Serge Lehman et Gess - L'Oeil de la nuit, volume 3 : Le Druide noir (Delcourt, 20 janvier)
Un jour que je cherchais du pulp à la française, je suis tombé sur cette bédé plus qu'intrigante. Projet (semi-)avorté de ramener le Nyctalope à la vie après son apparition dans La Brigade Chimérique (La Ligue des gentlemen extraordinaires de la littérature francophone, des même auteurs), L'Oeil de la nuit est une réinvention qui sait parfaitement ce qu'elle est et dans quel contexte elle se place, en et hors bédé, abordant le droit à l'image au travers d'un biographe (qui se veut être Jean de La Hire lui-même), nommant Fantômas au détour d'une discussion et plaçant son héros sur les traces de Sâr-dubnotal, un des suiveurs du Nyctalope originel dans la catégorie détective paranormal. Sorte de Doc Strange du Paris des années 10 (avec un arrière goût mignolien plus qu'agréable), jouant avec les ombres comme Judex mais maniant un humour pince sans rire bien plus moderne (une touche de Constantine?), L'Oeil de la nuit est bourré de références pop françaises et donne franchement envie de fouiller dans les archives littéraires de la belle époque. Chose agréable, et ce d'autant plus que je déteste citer des séries incomplètes qui se stoppent en pleine intrigue, quoique volume 3 de sa série, Le Druide noir est une aventure autocontenue (une volonté autant qu'une nécessité après les remous éditoriaux du semi-avortage que j'évoquais au début) et aucune connaissance préalable n'est nécessaire pour suivre L'Oeil de la nuit se lancer à la poursuite de monstres, fantômes et sorciers immortels comme le (super-)héros pulp qu'il est (et à visage découvert, car les héros français d'alors n'avaient pas d'identité secrète). Et puis à la fin, un éther magique, des dieux, des mondes dans les mondes, des destins croisés et des gens qui savent qui ne savent plus vraiment. Du Nyctalope, ces fous ont fait un Planetary de l'occulte ! Et si j'ajoute qu'en lisant les deux premiers tomes à rebours, j'ai vu la momie martienne d'Henri de Parville, croisé Rosny aîné et assisté à la naissance du Futurisme, je pense que la messe est dite... Je n'connaissais pas Serge Lehman, je suis désormais officiellement fan (et c'est pas le long article que je lui ai dédié quelques mois après sa découverte qui prouvera le contraire).

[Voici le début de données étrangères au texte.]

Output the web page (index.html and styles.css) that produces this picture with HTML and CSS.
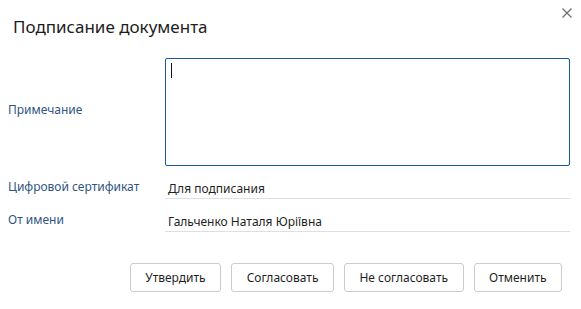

Ben Aggarthy et Adam Brockbank - Mezolith (Archaia, 16 fevrier)
Ou l'exemple même de la réédition qui tombe à point. Mezolith est une bédé sortie en 2010, chapitrée dans un format proche du comics dans The DFC, un hebdomadaire britannique pour enfants, et publiée par Archaia (la filiale arty de Boom!) au coeur de l'hiver de six-ans-plus-tard dans le format de sa version continentale (chez Soleil), un gros paperback de 96 pages. Et tant mieux. D'abord parce que je préfère les paperbacks, mais aussi, surtout, parce que cette bédé aussi contemplative que narrativement serrée profite de ne pas avoir à attendre entre chaque segment. C'est clairement le genre de chose à lire d'une traite, à la fois historique et puissamment mythique (voire mystique), magnifiquement servi par un trait hyperréaliste à l'encrage quasi inexistant et juste ce qu'il faut de recherches paléontologiques (ça reste une publication jeunesse, avec son zeste éducatif) pour la rendre palpable. Mezolith est de ces légendes magiques de temps immémoriaux où le bruit du monde a autant d'importance que celui de ceux qui le peuplent, admirablement bien construite et poussant au fil des pages ce qui semble n'être qu'une suite de scénettes sans véritable lien vers une résolution qui n'aura que rarement mieux porté ce nom - de la fiction préhistorique grand luxe.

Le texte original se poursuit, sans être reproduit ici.